◆ **Problem statement**:
Identify, in the records below, every line where the string "with" appears, and copy each such line.

◆ **Stored data**:
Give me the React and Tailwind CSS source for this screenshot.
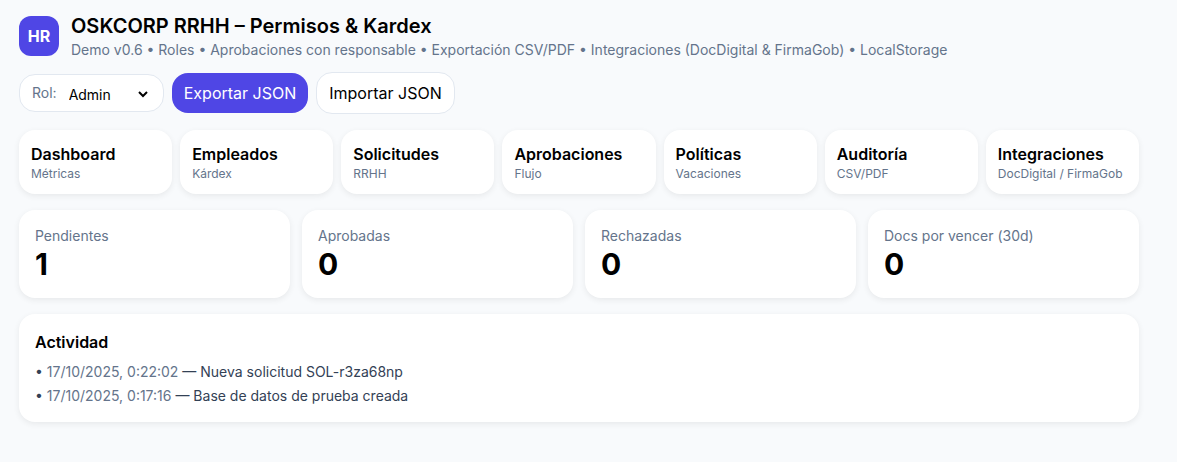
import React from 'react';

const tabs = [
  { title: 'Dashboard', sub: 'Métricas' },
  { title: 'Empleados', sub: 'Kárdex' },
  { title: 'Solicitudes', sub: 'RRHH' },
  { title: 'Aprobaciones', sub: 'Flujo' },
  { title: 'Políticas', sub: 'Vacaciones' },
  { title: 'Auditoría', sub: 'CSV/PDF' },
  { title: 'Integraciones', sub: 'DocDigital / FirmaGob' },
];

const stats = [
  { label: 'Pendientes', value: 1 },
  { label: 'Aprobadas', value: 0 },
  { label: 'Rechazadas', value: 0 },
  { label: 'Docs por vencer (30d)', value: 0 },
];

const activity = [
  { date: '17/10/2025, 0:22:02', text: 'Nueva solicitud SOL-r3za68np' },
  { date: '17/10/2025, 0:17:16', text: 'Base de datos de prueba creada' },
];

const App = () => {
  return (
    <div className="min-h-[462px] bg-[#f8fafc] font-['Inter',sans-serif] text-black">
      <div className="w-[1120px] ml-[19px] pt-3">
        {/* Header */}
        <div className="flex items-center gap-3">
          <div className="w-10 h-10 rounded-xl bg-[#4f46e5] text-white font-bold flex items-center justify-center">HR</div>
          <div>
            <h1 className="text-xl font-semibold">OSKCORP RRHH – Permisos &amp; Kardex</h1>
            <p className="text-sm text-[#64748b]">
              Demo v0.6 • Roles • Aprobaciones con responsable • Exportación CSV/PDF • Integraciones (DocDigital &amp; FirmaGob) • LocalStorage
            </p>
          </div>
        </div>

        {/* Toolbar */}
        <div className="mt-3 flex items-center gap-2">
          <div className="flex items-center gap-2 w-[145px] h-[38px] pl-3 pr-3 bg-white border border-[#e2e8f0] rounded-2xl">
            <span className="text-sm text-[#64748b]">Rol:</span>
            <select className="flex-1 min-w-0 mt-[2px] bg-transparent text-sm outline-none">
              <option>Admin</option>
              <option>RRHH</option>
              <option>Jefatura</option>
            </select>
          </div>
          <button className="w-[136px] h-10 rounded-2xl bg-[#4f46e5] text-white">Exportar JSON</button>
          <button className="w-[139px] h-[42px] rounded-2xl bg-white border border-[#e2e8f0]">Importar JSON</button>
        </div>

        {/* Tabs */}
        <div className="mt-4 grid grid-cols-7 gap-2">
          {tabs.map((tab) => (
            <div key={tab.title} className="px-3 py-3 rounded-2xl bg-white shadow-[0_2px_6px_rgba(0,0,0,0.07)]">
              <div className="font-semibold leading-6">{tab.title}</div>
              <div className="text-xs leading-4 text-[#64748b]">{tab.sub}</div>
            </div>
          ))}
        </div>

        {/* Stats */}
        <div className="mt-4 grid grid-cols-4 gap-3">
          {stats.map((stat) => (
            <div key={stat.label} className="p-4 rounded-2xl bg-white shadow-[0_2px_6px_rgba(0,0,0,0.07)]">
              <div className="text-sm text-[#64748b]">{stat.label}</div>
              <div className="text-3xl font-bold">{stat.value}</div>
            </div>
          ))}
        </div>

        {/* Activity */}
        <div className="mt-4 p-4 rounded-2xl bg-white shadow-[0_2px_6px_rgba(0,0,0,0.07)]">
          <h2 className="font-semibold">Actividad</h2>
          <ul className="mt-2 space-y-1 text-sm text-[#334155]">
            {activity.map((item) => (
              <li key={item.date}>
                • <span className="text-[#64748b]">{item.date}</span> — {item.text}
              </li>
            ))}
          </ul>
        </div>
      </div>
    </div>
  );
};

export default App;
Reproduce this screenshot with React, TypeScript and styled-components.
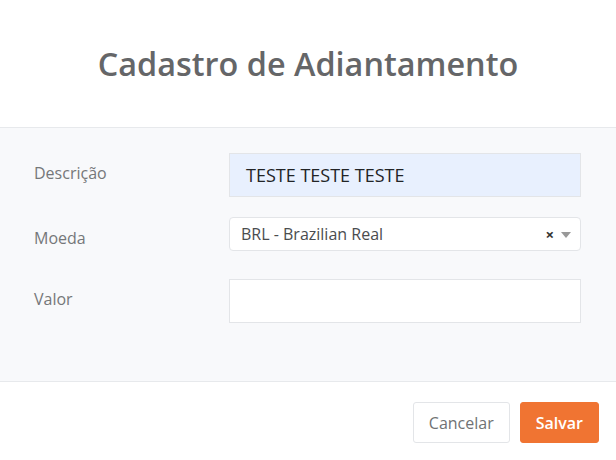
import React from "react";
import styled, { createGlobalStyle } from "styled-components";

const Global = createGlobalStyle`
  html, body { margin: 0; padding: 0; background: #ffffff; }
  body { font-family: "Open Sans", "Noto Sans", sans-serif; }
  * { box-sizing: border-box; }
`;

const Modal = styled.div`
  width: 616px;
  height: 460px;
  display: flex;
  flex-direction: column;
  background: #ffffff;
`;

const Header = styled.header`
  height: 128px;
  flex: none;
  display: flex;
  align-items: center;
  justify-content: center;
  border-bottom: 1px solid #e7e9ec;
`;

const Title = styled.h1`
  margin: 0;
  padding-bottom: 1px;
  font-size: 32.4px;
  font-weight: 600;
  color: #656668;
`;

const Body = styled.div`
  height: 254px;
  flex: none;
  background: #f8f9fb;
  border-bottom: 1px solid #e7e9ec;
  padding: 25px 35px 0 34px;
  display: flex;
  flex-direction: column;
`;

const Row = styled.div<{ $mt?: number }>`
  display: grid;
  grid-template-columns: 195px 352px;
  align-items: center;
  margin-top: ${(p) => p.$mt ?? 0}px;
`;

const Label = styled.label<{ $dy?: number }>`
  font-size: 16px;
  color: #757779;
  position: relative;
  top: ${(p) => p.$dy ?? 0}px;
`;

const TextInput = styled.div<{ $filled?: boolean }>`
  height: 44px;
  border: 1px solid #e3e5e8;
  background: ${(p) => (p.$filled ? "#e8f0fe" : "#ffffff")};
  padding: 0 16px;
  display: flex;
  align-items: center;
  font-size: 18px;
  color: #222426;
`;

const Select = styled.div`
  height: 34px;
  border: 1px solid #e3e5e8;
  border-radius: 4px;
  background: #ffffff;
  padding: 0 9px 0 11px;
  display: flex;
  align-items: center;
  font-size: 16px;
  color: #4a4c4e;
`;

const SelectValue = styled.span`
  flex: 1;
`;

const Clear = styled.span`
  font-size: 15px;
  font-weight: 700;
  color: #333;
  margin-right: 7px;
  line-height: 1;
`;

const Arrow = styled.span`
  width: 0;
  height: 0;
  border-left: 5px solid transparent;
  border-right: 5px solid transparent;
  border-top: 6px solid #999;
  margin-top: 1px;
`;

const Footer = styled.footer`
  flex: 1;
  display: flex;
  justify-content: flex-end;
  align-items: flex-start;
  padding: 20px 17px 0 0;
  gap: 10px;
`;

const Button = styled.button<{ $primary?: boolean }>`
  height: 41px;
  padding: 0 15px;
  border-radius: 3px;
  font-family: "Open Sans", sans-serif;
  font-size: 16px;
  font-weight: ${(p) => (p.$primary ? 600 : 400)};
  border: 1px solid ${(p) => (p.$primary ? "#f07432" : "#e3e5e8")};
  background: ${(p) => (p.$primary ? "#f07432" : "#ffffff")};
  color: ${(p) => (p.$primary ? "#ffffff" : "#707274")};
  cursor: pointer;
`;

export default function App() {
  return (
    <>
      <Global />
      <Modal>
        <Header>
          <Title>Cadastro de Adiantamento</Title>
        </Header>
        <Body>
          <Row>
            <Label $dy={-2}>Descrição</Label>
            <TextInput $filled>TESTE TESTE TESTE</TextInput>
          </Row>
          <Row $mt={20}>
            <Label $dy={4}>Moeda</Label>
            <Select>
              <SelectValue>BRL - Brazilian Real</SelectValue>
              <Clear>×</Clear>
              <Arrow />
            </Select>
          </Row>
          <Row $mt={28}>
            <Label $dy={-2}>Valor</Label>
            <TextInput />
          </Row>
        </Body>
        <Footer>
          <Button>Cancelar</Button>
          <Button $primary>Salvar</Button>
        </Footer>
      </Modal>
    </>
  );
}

...

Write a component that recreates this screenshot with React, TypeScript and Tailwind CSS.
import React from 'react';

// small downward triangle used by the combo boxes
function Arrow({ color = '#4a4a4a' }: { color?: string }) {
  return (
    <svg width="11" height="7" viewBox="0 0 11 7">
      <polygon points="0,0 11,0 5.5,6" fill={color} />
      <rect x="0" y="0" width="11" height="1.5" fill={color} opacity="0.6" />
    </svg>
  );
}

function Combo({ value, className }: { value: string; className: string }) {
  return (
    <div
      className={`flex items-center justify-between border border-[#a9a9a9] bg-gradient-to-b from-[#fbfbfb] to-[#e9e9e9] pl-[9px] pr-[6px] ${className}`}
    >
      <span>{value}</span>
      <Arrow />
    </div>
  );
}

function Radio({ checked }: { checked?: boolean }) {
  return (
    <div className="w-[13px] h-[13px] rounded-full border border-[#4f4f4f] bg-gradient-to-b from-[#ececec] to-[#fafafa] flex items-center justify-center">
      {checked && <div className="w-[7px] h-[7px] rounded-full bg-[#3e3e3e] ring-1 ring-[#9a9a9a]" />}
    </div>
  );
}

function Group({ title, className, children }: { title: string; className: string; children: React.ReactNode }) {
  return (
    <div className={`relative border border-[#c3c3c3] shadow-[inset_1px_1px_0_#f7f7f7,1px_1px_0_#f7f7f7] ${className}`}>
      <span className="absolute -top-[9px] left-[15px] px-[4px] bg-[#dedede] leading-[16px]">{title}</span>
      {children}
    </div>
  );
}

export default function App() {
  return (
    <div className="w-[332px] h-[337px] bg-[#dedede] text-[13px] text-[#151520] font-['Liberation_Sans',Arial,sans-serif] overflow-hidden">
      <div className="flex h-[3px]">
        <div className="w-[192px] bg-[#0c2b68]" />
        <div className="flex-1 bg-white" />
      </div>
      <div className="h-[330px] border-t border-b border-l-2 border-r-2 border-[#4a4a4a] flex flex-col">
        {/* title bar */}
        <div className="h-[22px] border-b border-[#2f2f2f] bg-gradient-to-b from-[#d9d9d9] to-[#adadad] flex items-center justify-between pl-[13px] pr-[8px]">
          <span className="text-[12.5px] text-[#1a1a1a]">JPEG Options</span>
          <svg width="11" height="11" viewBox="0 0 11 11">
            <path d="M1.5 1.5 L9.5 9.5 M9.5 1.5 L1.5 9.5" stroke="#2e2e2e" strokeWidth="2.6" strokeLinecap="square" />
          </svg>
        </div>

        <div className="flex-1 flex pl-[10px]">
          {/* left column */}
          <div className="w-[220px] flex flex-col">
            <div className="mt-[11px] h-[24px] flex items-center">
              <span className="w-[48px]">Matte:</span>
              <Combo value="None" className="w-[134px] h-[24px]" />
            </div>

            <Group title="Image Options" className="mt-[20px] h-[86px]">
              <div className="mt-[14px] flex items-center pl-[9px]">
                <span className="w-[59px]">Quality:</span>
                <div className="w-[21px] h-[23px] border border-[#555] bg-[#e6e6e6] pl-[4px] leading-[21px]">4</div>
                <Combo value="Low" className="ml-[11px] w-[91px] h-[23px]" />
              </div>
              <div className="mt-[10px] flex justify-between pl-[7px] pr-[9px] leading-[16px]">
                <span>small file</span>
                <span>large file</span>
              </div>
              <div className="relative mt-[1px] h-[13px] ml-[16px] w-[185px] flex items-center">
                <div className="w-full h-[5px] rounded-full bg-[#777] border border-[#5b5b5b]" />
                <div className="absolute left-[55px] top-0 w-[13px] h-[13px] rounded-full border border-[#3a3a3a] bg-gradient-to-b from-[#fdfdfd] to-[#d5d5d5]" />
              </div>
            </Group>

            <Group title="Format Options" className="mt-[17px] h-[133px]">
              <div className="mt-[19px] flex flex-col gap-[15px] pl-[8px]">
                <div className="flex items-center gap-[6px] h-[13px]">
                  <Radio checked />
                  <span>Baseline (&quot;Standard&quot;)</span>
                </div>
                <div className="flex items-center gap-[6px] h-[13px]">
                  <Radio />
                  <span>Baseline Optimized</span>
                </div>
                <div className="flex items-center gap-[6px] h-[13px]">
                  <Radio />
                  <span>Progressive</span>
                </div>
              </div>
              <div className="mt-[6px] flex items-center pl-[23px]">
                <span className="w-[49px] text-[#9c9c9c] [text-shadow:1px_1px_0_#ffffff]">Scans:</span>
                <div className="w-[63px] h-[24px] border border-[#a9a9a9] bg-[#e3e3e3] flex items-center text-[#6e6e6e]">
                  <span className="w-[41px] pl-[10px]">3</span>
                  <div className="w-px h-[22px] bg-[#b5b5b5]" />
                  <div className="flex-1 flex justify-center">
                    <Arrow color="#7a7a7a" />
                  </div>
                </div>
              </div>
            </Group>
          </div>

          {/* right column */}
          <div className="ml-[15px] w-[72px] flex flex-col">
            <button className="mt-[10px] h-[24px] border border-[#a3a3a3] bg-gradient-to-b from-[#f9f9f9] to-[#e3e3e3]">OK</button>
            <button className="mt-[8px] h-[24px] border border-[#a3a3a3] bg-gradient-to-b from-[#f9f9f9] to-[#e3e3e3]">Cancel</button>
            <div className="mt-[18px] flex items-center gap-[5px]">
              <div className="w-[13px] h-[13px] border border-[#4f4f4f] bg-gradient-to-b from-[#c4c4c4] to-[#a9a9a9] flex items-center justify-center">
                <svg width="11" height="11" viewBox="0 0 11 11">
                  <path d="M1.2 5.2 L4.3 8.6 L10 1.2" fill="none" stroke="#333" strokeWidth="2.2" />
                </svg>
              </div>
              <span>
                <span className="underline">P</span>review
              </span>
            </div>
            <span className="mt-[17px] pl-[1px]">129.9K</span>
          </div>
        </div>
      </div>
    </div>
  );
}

==

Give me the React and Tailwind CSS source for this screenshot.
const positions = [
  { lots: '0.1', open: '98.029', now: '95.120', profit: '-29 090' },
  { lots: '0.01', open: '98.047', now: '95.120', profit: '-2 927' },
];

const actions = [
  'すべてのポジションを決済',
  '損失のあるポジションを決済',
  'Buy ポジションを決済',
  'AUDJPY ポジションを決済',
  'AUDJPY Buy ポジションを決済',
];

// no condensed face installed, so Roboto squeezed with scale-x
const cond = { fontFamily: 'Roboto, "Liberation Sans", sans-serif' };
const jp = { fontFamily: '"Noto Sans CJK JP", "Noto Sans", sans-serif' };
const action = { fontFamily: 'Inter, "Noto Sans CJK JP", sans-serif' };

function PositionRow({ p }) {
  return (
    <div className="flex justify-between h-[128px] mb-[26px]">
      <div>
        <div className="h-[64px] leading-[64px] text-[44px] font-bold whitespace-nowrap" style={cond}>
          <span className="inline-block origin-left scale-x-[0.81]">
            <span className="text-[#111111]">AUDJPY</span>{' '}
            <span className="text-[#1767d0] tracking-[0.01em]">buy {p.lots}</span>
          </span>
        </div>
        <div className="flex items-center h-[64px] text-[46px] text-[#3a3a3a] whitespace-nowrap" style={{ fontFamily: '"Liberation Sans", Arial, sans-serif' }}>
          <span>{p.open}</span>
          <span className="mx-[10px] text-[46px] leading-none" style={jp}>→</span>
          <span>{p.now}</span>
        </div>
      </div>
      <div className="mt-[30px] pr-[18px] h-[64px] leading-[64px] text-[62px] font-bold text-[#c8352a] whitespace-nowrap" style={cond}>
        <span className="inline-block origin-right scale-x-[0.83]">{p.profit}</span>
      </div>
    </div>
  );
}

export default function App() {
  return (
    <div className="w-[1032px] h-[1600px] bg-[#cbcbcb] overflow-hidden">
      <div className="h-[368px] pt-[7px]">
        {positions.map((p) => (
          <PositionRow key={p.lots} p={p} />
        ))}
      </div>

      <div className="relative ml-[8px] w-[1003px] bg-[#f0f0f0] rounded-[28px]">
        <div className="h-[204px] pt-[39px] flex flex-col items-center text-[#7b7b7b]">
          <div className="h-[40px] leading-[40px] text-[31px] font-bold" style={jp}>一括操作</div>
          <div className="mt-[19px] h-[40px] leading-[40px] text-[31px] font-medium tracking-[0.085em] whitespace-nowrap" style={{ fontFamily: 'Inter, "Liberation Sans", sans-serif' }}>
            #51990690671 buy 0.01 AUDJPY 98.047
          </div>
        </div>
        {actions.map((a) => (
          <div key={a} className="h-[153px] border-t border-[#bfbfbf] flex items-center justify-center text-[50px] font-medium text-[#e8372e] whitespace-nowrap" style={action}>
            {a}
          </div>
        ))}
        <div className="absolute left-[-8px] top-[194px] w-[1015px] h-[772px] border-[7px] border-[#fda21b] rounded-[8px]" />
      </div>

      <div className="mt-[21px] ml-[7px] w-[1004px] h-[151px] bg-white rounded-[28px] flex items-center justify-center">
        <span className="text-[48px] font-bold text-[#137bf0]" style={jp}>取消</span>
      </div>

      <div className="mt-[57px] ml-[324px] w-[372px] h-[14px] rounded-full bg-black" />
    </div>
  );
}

◆ **Exercise response**:
Reproduce this screenshot with React, TypeScript and styled-components.
Write a component that recreates this screenshot with React, TypeScript and Tailwind CSS.
// no condensed face installed, so Roboto squeezed with scale-x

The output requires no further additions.